Yeah, and you’re like, “Oh, maybe I’m actually not challenging myself as much as I thought I was.” I think about that a lot. I’m like, was I actually doing myself a disservice? I don’t know.
What does Crashing best capture about the New York comedy scene?
It captures that there’s kind of like two scenes in a way. There’s the club scene and then there’s the alt scene, and now there’s a lot more crossover. Club comics do alt rooms and alt comics do clubs. It’s a lot more blended, but at a time it was pretty separate and I think that we do a good job of showing that you don’t just have to go to a comedy club to see stand up. It’s actually everywhere in the city and outside of the city. It’s all over. I would like schlep to Jersey for shows all the time and they would be in like a sports bar and they literally have to like turn off the TV’s and then there would just be like an amp at the back and people would just like stand there. I mean, that was a show. Sometimes they were the best shows. It’s crazy.
I feel like Pete represents the casual comedy fan stuck in the old way of looking at the industry, but he continues this progression and education through the show.

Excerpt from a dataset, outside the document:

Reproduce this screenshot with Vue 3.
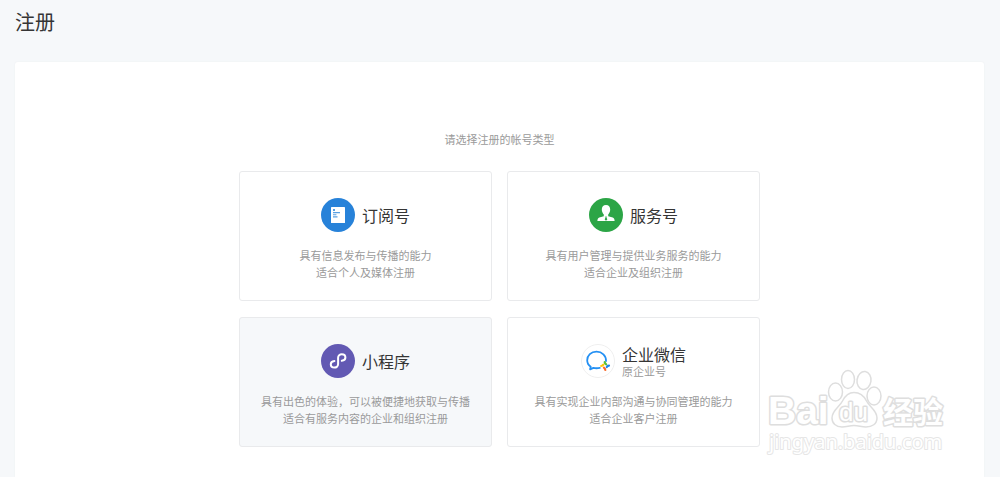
<script setup>
const accounts = [
  { id: 'subscription', name: '订阅号', lines: ['具有信息发布与传播的能力', '适合个人及媒体注册'] },
  { id: 'service', name: '服务号', lines: ['具有用户管理与提供业务服务的能力', '适合企业及组织注册'] },
  { id: 'mini', name: '小程序', lines: ['具有出色的体验，可以被便捷地获取与传播', '适合有服务内容的企业和组织注册'], active: true },
  { id: 'work', name: '企业微信', note: '原企业号', lines: ['具有实现企业内部沟通与协同管理的能力', '适合企业客户注册'] },
]
</script>

<template>
  <div class="page">
    <h1 class="title">注册</h1>
    <main class="panel">
      <p class="prompt">请选择注册的帐号类型</p>
      <div class="cards">
        <a v-for="a in accounts" :key="a.id" href="#" class="card" :class="{ active: a.active }">
          <span class="head">
            <svg v-if="a.id === 'subscription'" class="icon" viewBox="0 0 34 34" aria-hidden="true">
              <circle cx="17" cy="17" r="17" fill="#2782d9" />
              <rect x="10" y="9" width="14" height="16" rx="0.6" fill="#fff" />
              <path d="M12 11h2v2h-2zM12 14h7v1.200h-7zM12 16.200h3.400v1.100H12zM12 18.300h4.500v1.200H12z" fill="#5aa0e2" />
            </svg>
            <svg v-else-if="a.id === 'service'" class="icon" viewBox="0 0 34 34" aria-hidden="true">
              <circle cx="17" cy="17" r="17" fill="#2ca546" />
              <path d="M17 7c2.800 0 4.200 1.900 4.200 4.600 0 2.100-.9 3.900-2 4.900v1.700l4.500 1.400c1.300.5 1.900 1.500 1.900 3.400H8.400c0-1.900.6-2.900 1.900-3.400l4.500-1.400v-1.700c-1.100-1-2-2.800-2-4.900C12.800 8.900 14.200 7 17 7z" fill="#fff" />
              <path d="M16.300 18.600h1.400l-.2 1 .8 2-1.300 1.100-1.300-1.100.8-2z" fill="#2ca546" />
            </svg>
            <svg v-else-if="a.id === 'mini'" class="icon" viewBox="0 0 34 34" aria-hidden="true">
              <circle cx="17" cy="17" r="17" fill="#6259b3" />
              <path d="M20.800 16.800c2.200-.2 3.600-1.500 3.600-3.300 0-2-1.600-3.300-3.600-3.300s-3.700 1.400-3.700 3.500v6.400c0 2.100-1.700 3.500-3.700 3.500s-3.600-1.300-3.600-3.300c0-1.800 1.400-3.100 3.600-3.300" fill="none" stroke="#fff" stroke-width="2" stroke-linecap="round" />
            </svg>
            <svg v-else class="icon" viewBox="0 0 34 34" aria-hidden="true">
              <circle cx="17" cy="17" r="16.500" fill="#fff" stroke="#efefef" />
              <path d="M25 17c.2-5.500-4-9.300-9.500-9.300s-9.300 3.800-9.300 8.600c0 2.800 1.400 5.100 3.500 6.500l-.6 2.500 3.300-1.400c2.100.5 4.100.5 6.400 0" fill="none" stroke="#2490f3" stroke-width="1.800" stroke-linejoin="round" stroke-linecap="round" />
              <g fill="none" stroke-width="2.200" stroke-linecap="round">
                <path d="M23.700 18.200c.2 1 .7 1.700 1.500 2.200" stroke="#5ac13a" />
                <path d="M28 21.600c-1 .1-1.700.6-2.200 1.400" stroke="#1b86ee" />
                <path d="M24.300 26c-.1-1-.6-1.700-1.400-2.300" stroke="#fa6b2d" />
                <path d="M20.200 22c1 0 1.700-.5 2.200-1.300" stroke="#fcc60b" />
              </g>
            </svg>
            <span class="names">
              <strong class="name">{{ a.name }}</strong>
              <small v-if="a.note" class="note">{{ a.note }}</small>
            </span>
          </span>
          <span v-for="line in a.lines" :key="line" class="line">{{ line }}</span>
        </a>
      </div>
    </main>
    <svg class="mark" viewBox="0 0 190 95" aria-hidden="true">
      <g class="outline">
        <text x="8" y="59" class="latin">Bai</text>
        <ellipse cx="75.500" cy="27" rx="7" ry="9" />
        <ellipse cx="88" cy="14.500" rx="6.500" ry="9" />
        <ellipse cx="104" cy="15.500" rx="7" ry="9" transform="rotate(8 104 15.500)" />
        <ellipse cx="114" cy="31" rx="7" ry="9" />
        <path d="M94 27.500c6.500 0 10 3.500 12.500 8.500 3 6 10.500 9 10.500 17 0 6-5 9-11 9-5 0-7-1.500-12-1.500S87 62 82 62c-6 0-10-3.500-10-9 0-8 7.500-11 10.500-17 2.500-5 5.500-8.500 11.500-8.500z" />
        <text x="79" y="56" class="du">du</text>
        <text x="123" y="58" class="han">经验</text>
        <text x="9" y="84" class="site">jingyan.baidu.com</text>
      </g>
    </svg>
  </div>
</template>

<style>
body {
  margin: 0;
  background: #f6f8fa;
}
</style>

<style scoped>
.page {
  position: relative;
  display: flex;
  flex-direction: column;
  box-sizing: border-box;
  min-height: 100vh;
  padding: 8px 16px 0 15px;
  background: #f6f8fa;
  color: #353535;
  font-family: "Noto Sans CJK SC", sans-serif;
}
.title {
  margin: 0 0 26px;
  font-size: 20px;
  line-height: 28px;
  font-weight: 400;
}
.panel {
  flex: 1;
  padding: 69px 16px 28px;
  border-radius: 3px 3px 0 0;
  background: #fff;
  box-shadow: 0 0 2px #eceef0;
}
.prompt {
  margin: 0 0 23px;
  color: #9a9a9a;
  font-size: 11px;
  line-height: 17px;
  text-align: center;
}
.cards {
  display: grid;
  grid-template-columns: repeat(2, minmax(0, 1fr));
  gap: 16px 15px;
  max-width: 521px;
  margin: 0 auto;
}
.card {
  display: flex;
  flex-direction: column;
  align-items: center;
  padding: 26px 12px 19px;
  border: 1px solid #e9eaec;
  border-radius: 3px;
  color: #9a9a9a;
  font-size: 11px;
  line-height: 17px;
  text-decoration: none;
}
.card.active {
  background: #f6f8fa;
}
.head {
  display: flex;
  align-items: center;
  gap: 7px;
  height: 34px;
  margin-bottom: 15px;
}
.icon {
  width: 34px;
  height: 34px;
}
.names {
  display: flex;
  flex-direction: column;
}
.name {
  color: #353535;
  font-size: 16px;
  line-height: 20px;
  font-weight: 400;
}
.note {
  font-size: 11px;
  line-height: 14px;
}
.mark {
  position: absolute;
  right: 50px;
  bottom: 17px;
  width: 190px;
  height: 95px;
  overflow: visible;
  pointer-events: none;
}
.outline {
  fill: #fff;
  stroke: #dedede;
  stroke-width: 1.5px;
}
.outline text {
  font-family: "Liberation Sans", "Noto Sans CJK SC", sans-serif;
  stroke-width: 3px;
  stroke-linejoin: round;
  paint-order: stroke;
}
.latin {
  font-size: 39px;
  font-weight: 700;
}
.du {
  font-size: 26px;
}
.han {
  font-size: 30px;
  font-weight: 700;
}
.outline .site {
  font-family: "Noto Sans", sans-serif;
  font-size: 20px;
  stroke: #e6e6e6;
  stroke-width: 2px;
}
</style>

He becomes more current. I feel like the character of Ali really wakes Pete up and she also pokes holes in his façade in a way. I think that that’s what’s fun about their dynamic is she doesn’t buy his nice guy routine and I think that that’ll be refreshing for viewers as well because I’m sure that they’re picking up on that and I think a lot of times when you watch Pete in a really great way, you’re like screaming at your television. Like, “Oh my God, I can’t believe he said that. Oh my God I can’t believe he did that.” And I think my character’s the person who’s like showcasing that front and center.